- Kahnshuiyeh Location within Iran
- Coordinates: 27°20′27″N 57°12′22″E﻿ / ﻿27.34083°N 57.20611°E
- Country: Iran
- Province: Hormozgan
- County: Rudan
- District: Bikah
- Rural District: Bikah

Population (2016)
- • Total: 1,068
- Time zone: UTC+3:30 (IRST)

= Kahnshuiyeh =

Village in Hormozgan province, Iran

Kahnshuiyeh (كهنشوييه) (Note: Also romanized as Kahnshū’īyeh and Kohneshū’īyeh; also known as Kahn Gashū’īyeh, Kahngeshū’īyeh, and Kohneh Shū’īyeh) is a village in, and the capital of, Bikah Rural District of Bikah District, Rudan County, Hormozgan province, Iran.
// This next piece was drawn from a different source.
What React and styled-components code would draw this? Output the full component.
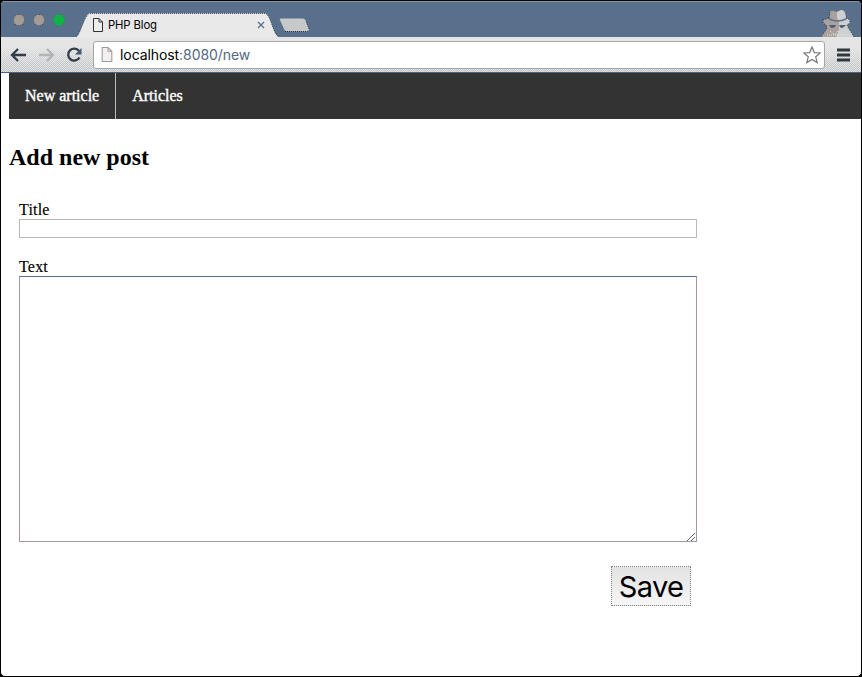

The previous capital of the rural district was the village of Bikah, now a city.

==Demographics==
===Population===
At the time of the 2006 National Census, the village's population was 1,013 in 205 households, when it was in Berentin Rural District. The following census in 2011 counted 1,139 people in 308 households. The 2016 census measured the population of the village as 1,068 people in 313 households.

After the 2016 census, the village was transferred to Bikah Rural District.